Informed Choice from Theory into Practice
Presented on Tuesday 2 March 2010
Working in an Informed Choice Framework
Gwen Carr, Alys Young
Today
- Look at the origins of why IC became:
- a policy issue
- an approach for families
- a challenge for practitioners
- and a headache for researchers! - Work experientially through an informed choice framework together
- Consider in-depth
- a range of underpinning issues
- and their implications for service delivery and practice
- from a range of perspectives
Families and choice
- Enduring experience - choice and decision-making
- Intensified by being in unfamiliar territory
- Imposed set of relevancies
- Complexity of deafness
Emergence of IC agenda
- Quality and nature of information
- Equitable access to range of possibilities
- Questioning of expert model (not expertise per se) - participation and rights
- More pressing issue much earlier
- Better choices for better outcomes?
Aims of the Project
- To undertake research which deepends understanding in the context of deaf children and families
- To produce guidance for prefessionals - theory and practical support
- To produce empowering guidance for parents
Problem - what do we mean by informed choice?

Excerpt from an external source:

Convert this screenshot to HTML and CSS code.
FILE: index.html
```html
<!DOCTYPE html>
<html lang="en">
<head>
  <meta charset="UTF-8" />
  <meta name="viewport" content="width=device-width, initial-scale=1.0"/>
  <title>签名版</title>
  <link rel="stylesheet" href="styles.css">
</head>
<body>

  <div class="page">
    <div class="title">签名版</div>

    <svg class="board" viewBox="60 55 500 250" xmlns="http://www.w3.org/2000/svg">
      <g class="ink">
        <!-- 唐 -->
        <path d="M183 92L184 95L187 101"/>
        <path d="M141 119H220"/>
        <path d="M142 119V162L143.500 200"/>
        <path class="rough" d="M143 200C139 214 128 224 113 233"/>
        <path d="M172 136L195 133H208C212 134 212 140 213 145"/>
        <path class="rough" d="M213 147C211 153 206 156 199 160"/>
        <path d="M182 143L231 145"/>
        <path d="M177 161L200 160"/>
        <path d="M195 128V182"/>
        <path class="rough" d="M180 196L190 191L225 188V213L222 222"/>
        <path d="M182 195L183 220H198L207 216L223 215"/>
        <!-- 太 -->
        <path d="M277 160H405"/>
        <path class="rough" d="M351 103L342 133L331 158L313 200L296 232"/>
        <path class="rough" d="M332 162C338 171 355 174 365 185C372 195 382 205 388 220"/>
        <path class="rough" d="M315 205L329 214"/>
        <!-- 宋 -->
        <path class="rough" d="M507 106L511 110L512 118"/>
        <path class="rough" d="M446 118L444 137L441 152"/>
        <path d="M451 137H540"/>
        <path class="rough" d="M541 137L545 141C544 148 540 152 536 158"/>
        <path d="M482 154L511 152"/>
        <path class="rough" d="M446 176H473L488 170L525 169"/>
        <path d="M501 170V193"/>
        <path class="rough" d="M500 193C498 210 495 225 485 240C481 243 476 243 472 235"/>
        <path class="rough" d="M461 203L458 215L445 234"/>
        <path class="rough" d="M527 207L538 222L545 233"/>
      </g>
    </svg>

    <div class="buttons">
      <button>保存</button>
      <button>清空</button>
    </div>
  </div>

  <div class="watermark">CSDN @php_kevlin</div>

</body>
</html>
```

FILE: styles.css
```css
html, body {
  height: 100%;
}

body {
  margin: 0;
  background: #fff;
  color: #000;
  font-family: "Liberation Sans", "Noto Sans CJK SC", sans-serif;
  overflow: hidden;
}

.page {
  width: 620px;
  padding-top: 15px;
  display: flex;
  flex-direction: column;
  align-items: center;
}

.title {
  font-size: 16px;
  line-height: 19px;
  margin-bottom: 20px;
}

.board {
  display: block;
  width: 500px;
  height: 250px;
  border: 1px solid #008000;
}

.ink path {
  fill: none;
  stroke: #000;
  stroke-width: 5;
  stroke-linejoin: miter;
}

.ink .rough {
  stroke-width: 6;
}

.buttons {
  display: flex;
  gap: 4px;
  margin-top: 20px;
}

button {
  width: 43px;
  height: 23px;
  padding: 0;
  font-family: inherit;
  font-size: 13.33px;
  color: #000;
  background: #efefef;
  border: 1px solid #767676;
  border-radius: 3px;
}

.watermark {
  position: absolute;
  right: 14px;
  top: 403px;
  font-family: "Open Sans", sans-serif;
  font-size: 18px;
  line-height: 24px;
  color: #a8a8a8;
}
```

- Definitions resultant from what it is not
- Restricted in scope (only communication)
- Simplistic in focus (information production)
- Treated as a 'belief' or an 'outcome' not a process
- Over-contextualised in the context of deafness
- Are we in danger of creating a 'problem' we did not know we had by virtue of inventing a 'solution'?
Process
- Literature review
- Consultation
- Product development
- Trialling
Evidence from Sites
- 3 areas - Different geography (urban and rural), structures, demographics
- Multi-agency partnership and strategic consultations
- Parent consultations
Focus of data collection
- What was understood by informed choice
- Examples of how experienced, where not experienced
- Barriers and facilitators of informed choice as way of practice (strategic, organisational, front line)
- Consultation on how 'guidance should be provided'
Information, knowledge and understanding
- Key relationship is between understanding and choice
- Risks, benefits, consequences
Availability
- Provision that is possible versus provision actually available
- Avoiding partiality or bias
- If not available, could/should it be?
And if so, how?
Access to availability
- Diverse barriers to access
- Supporting access to choice just as important as offering it
Parents vary in their ability to make informed choices
- Confidence, skills, experience
- Empowering confidence is crucial
Informed choice in Families' terms
- Belief systems
- Cultures
- Social circumstances
Does informed choice mean we offer the same to everyone?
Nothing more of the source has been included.